Sea of Troubles Confronts Watkins at DOE
WASHINGTON
SIX months after taking command of the Energy Department and vowing to steer its nuclear-weapons program out of troubled seas, retired Adm. James Watkins is spending as much time bailing water as setting the new course. The latest crisis was a threat last week that the Rocky Flats weapons plant near Denver would be shut down because of acknowledged illegal storage of waste from plutonium processing. The plant is a critical link in the nuclear arms production chain.
Rockwell International Corporation, which operates the plant under a government contract, decided over the weekend to delay a decision on closing the plant so officials can work on a plan to bring the plant's waste storage into compliance.
Also last week, Admiral Watkins faced a court order - eventually withdrawn - to appear before a federal judge in Ohio to help resolve a dispute over a $78 million settlement of a lawsuit by neighbors of a weapons plant near Cincinnati. Watkins acknowledges that this plant also is violating environmental regulations.

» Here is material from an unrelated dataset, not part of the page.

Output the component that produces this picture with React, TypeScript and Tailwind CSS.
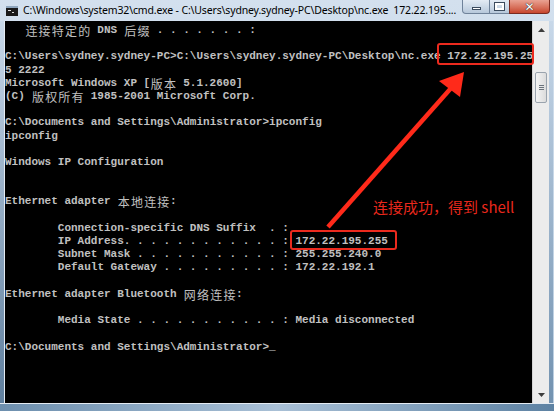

Before that, it was Idaho Gov. Cecil Andrus closing his state's borders to shipments of radioactive waste from Rocky Flats, a move that could force Watkins to halt production at the Colorado plant as early as next March. Governor Andrus acted after the department failed to open a waste repository in New Mexico as scheduled.
One day before that, a federal judge in Washington stopped Watkins from awarding a $10 billion contract to Bechtel National Inc. to manage a proposed high-level nuclear waste dump in Nevada.
At the same time, Watkins was negotiating with Westinghouse Electric Corporation over a timetable for completing repairs to the idled Savannah River nuclear reactors in South Carolina that are the nation's only source of tritium gas used in nuclear warheads.
All this happened in the space of two weeks - bursts of political fallout from years of government neglect. The Reagan administration had attempted to abolish the department.
Watkins has spent much of his first half-year as energy secretary managing crises in virtually every part of the nuclear weapons program: reactor breakdowns, lawsuits by citizens and states, setbacks in waste storage, lapses in security at top-secret weapons labs, plant raids by the Federal Bureau of Investigation, and funding battles with Congress.
A strapping, articulate man who usually projects a strong sense of self-confidence, Watkins last week sounded frustrated by his inability so far to accomplish the turnaround he promised when he took the job in March.
``I have been overwhelmed by the breadth and depth of the problems'' in the weapons program, Watkins told an advisory group, adding that no one in the Bush administration, including the president, realized how long it would take to fix it.